— Begin DATA EXTRACT —

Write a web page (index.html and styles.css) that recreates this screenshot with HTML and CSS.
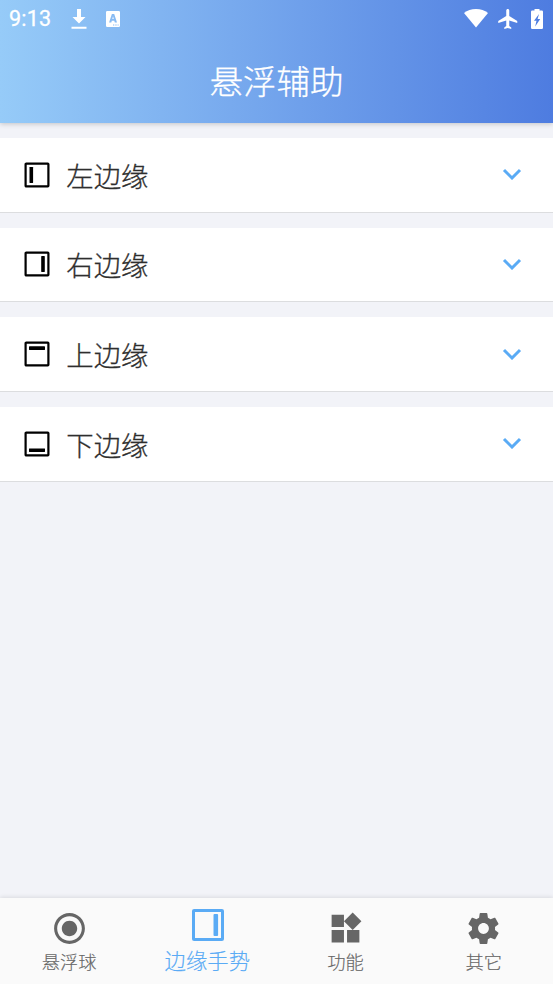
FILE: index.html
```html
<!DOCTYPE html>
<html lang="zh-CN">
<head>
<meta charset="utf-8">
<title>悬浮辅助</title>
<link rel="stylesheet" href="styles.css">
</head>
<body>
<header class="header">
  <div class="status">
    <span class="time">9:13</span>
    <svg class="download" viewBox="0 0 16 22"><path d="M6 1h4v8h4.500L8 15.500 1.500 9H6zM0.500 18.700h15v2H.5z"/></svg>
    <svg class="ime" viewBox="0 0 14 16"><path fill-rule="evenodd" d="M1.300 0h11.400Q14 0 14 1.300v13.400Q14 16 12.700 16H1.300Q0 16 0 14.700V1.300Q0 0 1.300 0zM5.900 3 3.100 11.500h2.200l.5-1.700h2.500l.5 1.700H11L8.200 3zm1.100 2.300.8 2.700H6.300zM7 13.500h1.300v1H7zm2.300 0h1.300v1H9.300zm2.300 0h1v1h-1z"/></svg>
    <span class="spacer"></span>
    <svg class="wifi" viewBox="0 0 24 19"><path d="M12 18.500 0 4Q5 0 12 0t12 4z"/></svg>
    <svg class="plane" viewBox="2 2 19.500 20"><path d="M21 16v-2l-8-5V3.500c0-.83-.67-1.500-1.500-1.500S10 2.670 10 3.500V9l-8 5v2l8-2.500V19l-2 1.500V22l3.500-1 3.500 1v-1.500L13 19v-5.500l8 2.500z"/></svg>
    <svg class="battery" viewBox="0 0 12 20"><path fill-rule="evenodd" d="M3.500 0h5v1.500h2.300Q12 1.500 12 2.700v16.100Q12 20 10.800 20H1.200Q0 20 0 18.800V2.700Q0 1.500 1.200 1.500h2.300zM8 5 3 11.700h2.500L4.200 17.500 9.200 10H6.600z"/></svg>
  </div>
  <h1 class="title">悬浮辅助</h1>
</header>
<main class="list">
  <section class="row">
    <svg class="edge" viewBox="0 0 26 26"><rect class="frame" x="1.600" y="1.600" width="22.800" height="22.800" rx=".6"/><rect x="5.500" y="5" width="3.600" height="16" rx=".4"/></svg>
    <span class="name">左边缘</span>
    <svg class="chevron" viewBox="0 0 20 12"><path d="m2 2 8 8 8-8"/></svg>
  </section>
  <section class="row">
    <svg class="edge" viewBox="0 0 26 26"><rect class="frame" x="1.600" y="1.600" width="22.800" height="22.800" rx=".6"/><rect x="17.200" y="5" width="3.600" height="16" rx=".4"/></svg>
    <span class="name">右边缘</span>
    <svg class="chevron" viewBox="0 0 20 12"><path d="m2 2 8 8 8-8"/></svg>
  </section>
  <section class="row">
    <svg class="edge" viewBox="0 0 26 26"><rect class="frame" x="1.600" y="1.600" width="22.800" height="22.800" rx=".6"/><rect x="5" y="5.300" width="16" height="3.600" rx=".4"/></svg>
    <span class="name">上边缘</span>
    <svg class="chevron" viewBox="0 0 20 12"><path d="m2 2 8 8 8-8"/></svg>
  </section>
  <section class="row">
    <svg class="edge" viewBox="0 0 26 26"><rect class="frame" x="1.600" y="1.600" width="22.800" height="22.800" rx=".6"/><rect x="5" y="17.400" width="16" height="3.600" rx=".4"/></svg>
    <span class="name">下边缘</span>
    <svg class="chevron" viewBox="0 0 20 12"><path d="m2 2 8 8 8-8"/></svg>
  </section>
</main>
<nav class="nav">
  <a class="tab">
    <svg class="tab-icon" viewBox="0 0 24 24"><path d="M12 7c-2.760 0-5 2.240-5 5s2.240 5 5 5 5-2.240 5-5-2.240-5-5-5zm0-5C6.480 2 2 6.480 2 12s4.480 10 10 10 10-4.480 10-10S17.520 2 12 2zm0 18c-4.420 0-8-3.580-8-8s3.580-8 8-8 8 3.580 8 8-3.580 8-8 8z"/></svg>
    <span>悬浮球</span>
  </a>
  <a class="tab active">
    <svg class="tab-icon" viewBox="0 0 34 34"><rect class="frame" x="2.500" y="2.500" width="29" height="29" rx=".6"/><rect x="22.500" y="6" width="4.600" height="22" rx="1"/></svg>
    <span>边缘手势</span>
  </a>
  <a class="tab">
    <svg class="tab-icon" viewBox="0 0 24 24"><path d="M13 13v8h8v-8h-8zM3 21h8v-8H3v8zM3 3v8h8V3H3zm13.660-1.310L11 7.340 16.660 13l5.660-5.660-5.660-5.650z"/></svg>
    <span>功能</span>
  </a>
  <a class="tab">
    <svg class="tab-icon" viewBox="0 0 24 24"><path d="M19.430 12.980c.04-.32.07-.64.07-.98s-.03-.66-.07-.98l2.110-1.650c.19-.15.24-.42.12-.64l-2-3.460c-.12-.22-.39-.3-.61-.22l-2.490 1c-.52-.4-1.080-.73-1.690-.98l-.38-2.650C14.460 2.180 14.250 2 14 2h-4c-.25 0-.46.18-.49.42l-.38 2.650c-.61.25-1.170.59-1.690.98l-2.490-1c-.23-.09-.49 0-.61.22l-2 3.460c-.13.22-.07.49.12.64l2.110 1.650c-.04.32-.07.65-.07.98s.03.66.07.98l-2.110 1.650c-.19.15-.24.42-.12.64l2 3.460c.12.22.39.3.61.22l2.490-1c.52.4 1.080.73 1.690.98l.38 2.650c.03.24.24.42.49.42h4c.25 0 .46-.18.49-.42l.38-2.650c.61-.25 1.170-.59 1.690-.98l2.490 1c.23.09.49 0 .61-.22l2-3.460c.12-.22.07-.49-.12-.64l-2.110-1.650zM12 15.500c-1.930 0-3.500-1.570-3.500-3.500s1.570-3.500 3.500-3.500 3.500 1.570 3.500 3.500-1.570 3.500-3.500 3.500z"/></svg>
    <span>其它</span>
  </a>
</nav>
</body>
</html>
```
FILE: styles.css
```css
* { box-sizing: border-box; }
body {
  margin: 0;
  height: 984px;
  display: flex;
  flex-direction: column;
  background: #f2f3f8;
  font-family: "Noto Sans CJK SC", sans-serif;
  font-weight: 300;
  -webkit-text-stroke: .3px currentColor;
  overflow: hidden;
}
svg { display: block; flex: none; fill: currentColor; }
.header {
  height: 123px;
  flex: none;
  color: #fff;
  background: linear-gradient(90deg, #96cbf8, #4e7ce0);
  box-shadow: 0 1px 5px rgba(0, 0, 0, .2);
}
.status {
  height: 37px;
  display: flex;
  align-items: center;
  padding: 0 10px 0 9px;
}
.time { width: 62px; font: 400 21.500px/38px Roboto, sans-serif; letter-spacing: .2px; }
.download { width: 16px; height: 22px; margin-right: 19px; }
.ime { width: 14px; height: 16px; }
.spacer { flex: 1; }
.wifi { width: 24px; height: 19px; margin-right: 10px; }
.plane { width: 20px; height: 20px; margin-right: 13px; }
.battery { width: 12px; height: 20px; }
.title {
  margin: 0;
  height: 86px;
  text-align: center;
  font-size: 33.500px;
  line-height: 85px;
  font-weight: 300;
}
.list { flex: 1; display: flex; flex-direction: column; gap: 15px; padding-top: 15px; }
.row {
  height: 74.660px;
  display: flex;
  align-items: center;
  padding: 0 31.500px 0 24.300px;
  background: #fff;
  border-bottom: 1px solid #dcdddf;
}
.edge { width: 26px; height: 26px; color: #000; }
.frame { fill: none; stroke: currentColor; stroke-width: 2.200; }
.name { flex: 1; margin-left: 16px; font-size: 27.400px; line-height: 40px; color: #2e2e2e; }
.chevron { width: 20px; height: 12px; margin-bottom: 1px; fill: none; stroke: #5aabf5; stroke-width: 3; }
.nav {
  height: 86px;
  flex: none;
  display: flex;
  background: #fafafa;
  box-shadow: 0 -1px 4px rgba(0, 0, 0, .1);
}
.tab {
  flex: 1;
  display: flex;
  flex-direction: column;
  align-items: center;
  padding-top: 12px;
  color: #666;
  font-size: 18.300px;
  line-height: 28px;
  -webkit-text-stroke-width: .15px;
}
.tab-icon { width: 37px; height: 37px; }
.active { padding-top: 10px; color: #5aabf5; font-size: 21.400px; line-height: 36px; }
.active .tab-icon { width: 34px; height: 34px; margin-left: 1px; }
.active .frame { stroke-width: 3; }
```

— End DATA EXTRACT —

[TASK INSTRUCTIONS] Pick out each line above that includes "styles" and show it.

[RESULT OF THIS TASK]
Write a web page (index.html and styles.css) that recreates this screenshot with HTML and CSS.
<link rel="stylesheet" href="styles.css">
FILE: styles.css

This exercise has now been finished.